What the task asks » Assemble all lines in which the string "with" appears.
★ ★ ★
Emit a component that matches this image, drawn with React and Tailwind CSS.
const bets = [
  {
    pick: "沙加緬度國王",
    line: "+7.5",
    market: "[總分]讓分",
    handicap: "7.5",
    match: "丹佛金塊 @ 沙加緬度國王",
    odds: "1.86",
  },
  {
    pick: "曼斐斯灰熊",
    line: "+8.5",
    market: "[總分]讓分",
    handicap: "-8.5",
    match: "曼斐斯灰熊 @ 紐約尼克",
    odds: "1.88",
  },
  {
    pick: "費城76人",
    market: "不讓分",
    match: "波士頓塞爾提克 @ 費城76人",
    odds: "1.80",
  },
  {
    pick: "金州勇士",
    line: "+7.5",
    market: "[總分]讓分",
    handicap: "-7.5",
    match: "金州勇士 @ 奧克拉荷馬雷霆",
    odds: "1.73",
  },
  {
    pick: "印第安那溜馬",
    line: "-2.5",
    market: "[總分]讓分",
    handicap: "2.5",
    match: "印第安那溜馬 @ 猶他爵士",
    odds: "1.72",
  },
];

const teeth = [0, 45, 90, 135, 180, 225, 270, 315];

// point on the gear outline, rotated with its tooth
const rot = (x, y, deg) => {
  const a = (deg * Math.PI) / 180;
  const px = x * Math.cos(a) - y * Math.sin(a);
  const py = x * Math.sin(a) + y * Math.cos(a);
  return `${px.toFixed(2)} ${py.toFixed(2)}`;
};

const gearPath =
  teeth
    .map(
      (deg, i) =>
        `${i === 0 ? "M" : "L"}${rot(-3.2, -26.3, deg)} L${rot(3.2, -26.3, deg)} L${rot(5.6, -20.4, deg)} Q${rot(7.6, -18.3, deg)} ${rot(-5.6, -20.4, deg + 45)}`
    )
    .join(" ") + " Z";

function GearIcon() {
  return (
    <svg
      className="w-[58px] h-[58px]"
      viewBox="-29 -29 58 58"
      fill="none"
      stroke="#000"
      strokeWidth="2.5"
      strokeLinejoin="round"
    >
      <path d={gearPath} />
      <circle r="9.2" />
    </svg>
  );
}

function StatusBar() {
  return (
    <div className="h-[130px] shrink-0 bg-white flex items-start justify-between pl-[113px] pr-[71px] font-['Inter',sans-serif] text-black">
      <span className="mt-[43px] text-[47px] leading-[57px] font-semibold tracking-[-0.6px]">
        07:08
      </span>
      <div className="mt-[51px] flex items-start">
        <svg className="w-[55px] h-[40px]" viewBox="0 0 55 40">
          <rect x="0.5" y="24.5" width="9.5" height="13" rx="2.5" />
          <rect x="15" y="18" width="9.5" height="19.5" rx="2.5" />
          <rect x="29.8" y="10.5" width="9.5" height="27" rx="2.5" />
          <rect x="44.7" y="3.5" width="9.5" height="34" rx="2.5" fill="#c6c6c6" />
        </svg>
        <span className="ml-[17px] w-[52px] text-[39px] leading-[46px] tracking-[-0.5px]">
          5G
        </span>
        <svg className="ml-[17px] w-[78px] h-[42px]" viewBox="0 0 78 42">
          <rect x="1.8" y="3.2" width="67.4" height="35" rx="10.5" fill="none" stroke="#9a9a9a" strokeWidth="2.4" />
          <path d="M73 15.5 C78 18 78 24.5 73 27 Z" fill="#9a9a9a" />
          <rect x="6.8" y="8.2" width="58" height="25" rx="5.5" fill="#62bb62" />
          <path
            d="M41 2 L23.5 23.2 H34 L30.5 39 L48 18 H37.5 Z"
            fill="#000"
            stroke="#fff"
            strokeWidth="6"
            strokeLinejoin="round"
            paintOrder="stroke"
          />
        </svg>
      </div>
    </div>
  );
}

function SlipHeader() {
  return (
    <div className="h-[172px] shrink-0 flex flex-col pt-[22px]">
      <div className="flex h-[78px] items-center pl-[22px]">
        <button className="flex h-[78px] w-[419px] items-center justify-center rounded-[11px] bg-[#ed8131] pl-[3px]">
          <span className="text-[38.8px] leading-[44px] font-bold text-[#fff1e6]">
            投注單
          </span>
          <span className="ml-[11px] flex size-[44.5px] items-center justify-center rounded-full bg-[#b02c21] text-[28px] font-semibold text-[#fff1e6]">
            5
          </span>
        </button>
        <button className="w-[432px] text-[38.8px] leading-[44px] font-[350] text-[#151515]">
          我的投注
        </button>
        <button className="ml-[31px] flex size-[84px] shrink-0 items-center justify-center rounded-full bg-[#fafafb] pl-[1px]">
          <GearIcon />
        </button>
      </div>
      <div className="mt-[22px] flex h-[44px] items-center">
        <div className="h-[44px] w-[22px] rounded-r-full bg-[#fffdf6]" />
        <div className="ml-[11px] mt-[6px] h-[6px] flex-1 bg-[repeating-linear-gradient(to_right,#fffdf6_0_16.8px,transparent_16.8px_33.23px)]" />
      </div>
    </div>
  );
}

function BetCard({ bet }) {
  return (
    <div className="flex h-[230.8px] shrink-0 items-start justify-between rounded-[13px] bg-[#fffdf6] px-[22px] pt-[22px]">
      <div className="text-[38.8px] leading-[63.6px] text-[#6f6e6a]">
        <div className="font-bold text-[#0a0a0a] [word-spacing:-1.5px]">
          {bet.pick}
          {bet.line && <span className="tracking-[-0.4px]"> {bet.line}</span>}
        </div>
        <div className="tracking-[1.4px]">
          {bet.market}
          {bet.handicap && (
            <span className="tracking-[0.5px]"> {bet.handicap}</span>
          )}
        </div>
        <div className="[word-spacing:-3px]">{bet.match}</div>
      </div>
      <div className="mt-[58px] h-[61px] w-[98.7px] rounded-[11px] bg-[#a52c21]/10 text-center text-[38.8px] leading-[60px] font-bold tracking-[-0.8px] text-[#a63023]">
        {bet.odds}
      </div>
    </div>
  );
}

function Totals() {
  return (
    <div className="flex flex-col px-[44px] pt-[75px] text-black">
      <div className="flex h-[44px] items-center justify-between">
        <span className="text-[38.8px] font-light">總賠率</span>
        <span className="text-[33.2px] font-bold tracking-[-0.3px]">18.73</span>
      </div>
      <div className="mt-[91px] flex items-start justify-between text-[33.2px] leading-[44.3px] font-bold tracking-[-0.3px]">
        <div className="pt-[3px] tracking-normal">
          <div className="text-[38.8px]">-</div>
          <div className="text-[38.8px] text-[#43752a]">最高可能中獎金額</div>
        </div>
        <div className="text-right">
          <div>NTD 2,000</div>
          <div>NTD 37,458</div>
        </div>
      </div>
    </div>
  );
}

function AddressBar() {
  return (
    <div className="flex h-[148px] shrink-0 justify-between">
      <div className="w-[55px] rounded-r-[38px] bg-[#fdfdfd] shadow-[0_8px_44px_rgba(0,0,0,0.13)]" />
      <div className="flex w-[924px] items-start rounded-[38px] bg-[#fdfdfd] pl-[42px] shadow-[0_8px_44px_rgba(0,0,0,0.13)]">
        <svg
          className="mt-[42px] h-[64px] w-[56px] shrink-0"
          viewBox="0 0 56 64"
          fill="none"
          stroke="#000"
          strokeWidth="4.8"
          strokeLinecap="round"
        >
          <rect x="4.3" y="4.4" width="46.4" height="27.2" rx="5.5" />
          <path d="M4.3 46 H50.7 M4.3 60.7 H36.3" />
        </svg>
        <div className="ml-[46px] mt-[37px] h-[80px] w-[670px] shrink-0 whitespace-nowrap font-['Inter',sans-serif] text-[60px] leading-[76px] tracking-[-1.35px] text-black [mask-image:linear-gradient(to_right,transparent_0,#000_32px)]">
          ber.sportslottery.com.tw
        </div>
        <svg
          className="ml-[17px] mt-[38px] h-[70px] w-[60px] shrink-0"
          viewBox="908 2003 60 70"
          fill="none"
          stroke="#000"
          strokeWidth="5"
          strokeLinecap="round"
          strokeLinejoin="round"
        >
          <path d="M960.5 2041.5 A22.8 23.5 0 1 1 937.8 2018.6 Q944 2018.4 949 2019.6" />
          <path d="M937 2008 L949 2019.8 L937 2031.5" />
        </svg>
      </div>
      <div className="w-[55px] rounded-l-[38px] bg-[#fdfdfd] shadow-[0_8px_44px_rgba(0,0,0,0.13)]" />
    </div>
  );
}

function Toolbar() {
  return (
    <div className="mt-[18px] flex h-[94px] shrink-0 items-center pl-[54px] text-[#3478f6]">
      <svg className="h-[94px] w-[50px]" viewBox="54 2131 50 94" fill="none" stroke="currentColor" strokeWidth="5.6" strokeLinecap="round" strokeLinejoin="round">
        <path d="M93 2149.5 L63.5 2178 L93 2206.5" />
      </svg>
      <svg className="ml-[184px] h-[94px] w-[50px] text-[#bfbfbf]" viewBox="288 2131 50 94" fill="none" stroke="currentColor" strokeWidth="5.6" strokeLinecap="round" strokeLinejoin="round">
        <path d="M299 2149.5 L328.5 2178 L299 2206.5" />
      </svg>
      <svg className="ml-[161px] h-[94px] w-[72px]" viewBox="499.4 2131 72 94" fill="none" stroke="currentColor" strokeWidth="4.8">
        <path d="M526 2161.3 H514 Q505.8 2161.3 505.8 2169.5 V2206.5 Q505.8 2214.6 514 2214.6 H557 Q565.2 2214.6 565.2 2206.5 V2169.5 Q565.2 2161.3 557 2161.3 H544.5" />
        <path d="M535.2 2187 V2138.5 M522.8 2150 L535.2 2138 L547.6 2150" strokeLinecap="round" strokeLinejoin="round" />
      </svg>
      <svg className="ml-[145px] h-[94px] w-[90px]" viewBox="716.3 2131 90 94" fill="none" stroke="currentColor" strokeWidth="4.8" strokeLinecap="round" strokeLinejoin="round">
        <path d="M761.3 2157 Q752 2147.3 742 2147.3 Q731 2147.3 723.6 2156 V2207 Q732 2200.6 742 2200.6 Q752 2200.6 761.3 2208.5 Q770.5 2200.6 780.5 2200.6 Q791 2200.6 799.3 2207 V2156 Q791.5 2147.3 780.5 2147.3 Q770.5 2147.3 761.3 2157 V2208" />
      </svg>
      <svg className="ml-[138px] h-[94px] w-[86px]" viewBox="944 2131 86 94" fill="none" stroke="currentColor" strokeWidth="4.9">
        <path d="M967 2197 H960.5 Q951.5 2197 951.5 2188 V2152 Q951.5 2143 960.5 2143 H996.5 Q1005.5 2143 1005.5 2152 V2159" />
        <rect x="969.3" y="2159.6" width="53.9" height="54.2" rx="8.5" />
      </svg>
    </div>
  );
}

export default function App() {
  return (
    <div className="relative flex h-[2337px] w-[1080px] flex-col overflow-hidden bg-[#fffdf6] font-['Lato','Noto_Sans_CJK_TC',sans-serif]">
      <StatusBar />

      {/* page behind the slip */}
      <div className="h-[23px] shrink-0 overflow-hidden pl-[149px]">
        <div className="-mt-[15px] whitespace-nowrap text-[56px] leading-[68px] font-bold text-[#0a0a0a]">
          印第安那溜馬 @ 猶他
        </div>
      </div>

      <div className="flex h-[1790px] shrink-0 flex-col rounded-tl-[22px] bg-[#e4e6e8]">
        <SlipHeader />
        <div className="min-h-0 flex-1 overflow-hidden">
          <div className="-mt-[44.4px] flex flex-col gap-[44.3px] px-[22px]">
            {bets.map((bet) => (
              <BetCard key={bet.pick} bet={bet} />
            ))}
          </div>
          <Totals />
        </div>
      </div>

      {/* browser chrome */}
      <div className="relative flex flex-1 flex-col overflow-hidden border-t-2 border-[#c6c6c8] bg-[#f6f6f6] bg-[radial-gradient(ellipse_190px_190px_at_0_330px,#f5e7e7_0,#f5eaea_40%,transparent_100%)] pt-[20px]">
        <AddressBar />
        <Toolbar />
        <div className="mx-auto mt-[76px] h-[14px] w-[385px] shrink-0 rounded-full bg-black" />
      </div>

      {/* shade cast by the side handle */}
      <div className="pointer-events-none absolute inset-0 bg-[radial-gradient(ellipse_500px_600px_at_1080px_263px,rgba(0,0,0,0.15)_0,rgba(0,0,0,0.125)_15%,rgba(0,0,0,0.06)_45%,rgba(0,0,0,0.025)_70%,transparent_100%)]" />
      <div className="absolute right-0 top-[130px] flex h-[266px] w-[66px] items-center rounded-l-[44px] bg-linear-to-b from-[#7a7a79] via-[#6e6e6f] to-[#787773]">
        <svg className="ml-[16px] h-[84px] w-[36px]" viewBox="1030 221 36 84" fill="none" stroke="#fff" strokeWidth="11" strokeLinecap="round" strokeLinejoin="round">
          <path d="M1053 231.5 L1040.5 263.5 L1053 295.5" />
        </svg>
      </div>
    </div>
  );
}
★ ★ ★
Answer to the exercise »
Emit a component that matches this image, drawn with React and Tailwind CSS.
// point on the gear outline, rotated with its tooth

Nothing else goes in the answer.